Minimax Estimation for Personalized Federated Learning: An Alternative between FedAvg and Local Training?
Shuxiao Chen, Qinqing Zheng, Qi Long, Weijie J. Su
TL;DR
This work analyzes personalization in federated learning through a minimax lens, focusing on how data heterogeneity across clients shapes optimal strategies. It introduces a dichotomy between FedAvg and pure local training: FedAvg is minimax-rate optimal under small heterogeneity, while pure local training is optimal under large heterogeneity, with a sharp threshold at $R^2 \asymp m/N$. A new concept, federated stability, enables precise upper bounds on individualized and weighted excess risks, and the authors show that a simple dichotomous strategy between the two baselines attains minimax optimality across problem instances. The paper also proves minimax lower bounds via logistic-regression constructions and demonstrates that FedAvg followed by local fine-tuning can be minimax-optimal under certain regularity conditions, while providing a detailed stability-based analysis of FedProx.

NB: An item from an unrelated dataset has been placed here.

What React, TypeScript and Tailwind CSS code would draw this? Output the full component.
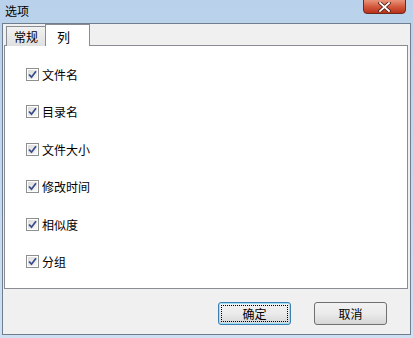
import React from "react";

const font = { fontFamily: '"SimSun", "Noto Sans CJK SC", sans-serif' };

const items = ["文件名", "目录名", "文件大小", "修改时间", "相似度", "分组"];

function CheckBox() {
  return (
    <div className="w-[13px] h-[13px] border border-[#8e8f8f] bg-white p-px">
      <div className="w-full h-full bg-gradient-to-br from-[#dcdcdc] to-[#f8f8f8] flex items-center justify-center">
        <svg width="9" height="9" viewBox="0 0 9 9">
          <path d="M1 4.5 L3.5 7.2 L8 1.2" fill="none" stroke="#3b4e8c" strokeWidth="1.8" />
        </svg>
      </div>
    </div>
  );
}

function Button({ label, focused }: { label: string; focused?: boolean }) {
  return (
    <div
      className={
        "w-[73px] h-[23px] rounded-[3px] border flex items-center justify-center p-[2px] bg-gradient-to-b from-[#f2f2f2] via-[#ebebeb] to-[#d6d6d6] " +
        (focused ? "border-[#3c7fb1] shadow-[inset_0_0_0_1px_#9ee0f8]" : "border-[#707070]")
      }
    >
      <div
        className={
          "w-full h-full flex items-center justify-center text-[12px] text-black " +
          (focused ? "border border-dotted border-black" : "")
        }
      >
        {label}
      </div>
    </div>
  );
}

export default function App() {
  return (
    <div
      className="w-[413px] h-[338px] flex flex-col bg-gradient-to-b from-[#b9d1ea] via-[#c4d9ef] to-[#cfe0f3] overflow-hidden"
      style={font}
    >
      {/* Title bar */}
      <div className="h-[23px] flex items-start justify-between pl-[5px] pr-[7px]">
        <span className="mt-[4px] text-[12px] leading-[14px] text-black">选项</span>
        <div className="w-[43px] h-[15px] -mt-px rounded-b-[4px] border border-[#6b2a20] bg-gradient-to-b from-[#e8947c] via-[#d45a3e] to-[#b8301a] flex items-center justify-center">
          <svg width="13" height="10" viewBox="0 0 13 10">
            <path d="M2 1 L11 9 M11 1 L2 9" stroke="#4a1a12" strokeWidth="3.4" strokeLinecap="square" />
            <path d="M2 1 L11 9 M11 1 L2 9" stroke="#ffffff" strokeWidth="1.8" strokeLinecap="square" />
          </svg>
        </div>
      </div>

      {/* Client area */}
      <div className="ml-[2px] mr-[2px] mb-[3px] flex-1 border border-[#6f7d8f] bg-[#f0f0f0] flex flex-col">
        <div className="ml-px mr-[2px] flex flex-col">
          {/* Tabs */}
          <div className="flex items-end pl-[2px] h-[22px] -mb-px relative z-10">
            <div className="h-[20px] w-[40px] border border-[#898c95] border-b-0 bg-gradient-to-b from-[#f2f2f2] to-[#e0e0e0] flex items-center justify-center text-[12px] text-black">
              常规
            </div>
            <div className="h-[22px] w-[45px] -ml-px border border-[#898c95] border-b-0 bg-white flex items-start pl-[11px] pt-[2px] text-[13px] text-black">
              列
            </div>
          </div>
          {/* Panel */}
          <div className="h-[244px] border border-[#898c95] bg-white flex flex-col pt-[21px] pl-[21px] overflow-hidden">
            {items.map((t) => (
              <div key={t} className="h-[37.4px] shrink-0 flex items-start gap-[3px]">
                <div className="mt-px">
                  <CheckBox />
                </div>
                <span className="text-[12px] leading-[15px] text-black">{t}</span>
              </div>
            ))}
          </div>
        </div>

        {/* Buttons */}
        <div className="flex justify-end gap-[23px] pr-[23px] mt-[13px]">
          <Button label="确定" focused />
          <Button label="取消" />
        </div>
      </div>
    </div>
  );
}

These results illuminate the fundamental trade-offs in personalized FL and offer practical guidance for algorithm selection and hybrid strategies in heterogeneous data settings.
Abstract
A widely recognized difficulty in federated learning arises from the statistical heterogeneity among clients: local datasets often originate from distinct yet not entirely unrelated probability distributions, and personalization is, therefore, necessary to achieve optimal results from each individual's perspective. In this paper, we show how the excess risks of personalized federated learning using a smooth, strongly convex loss depend on data heterogeneity from a minimax point of view, with a focus on the FedAvg algorithm (McMahan et al., 2017) and pure local training (i.e., clients solve empirical risk minimization problems on their local datasets without any communication). Our main result reveals an approximate alternative between these two baseline algorithms for federated learning: the former algorithm is minimax rate optimal over a collection of instances when data heterogeneity is small, whereas the latter is minimax rate optimal when data heterogeneity is large, and the threshold is sharp up to a constant. As an implication, our results show that from a worst-case point of view, a dichotomous strategy that makes a choice between the two baseline algorithms is rate-optimal. Another implication is that the popular FedAvg following by local fine tuning strategy is also minimax optimal under additional regularity conditions. Our analysis relies on a new notion of algorithmic stability that takes into account the nature of federated learning.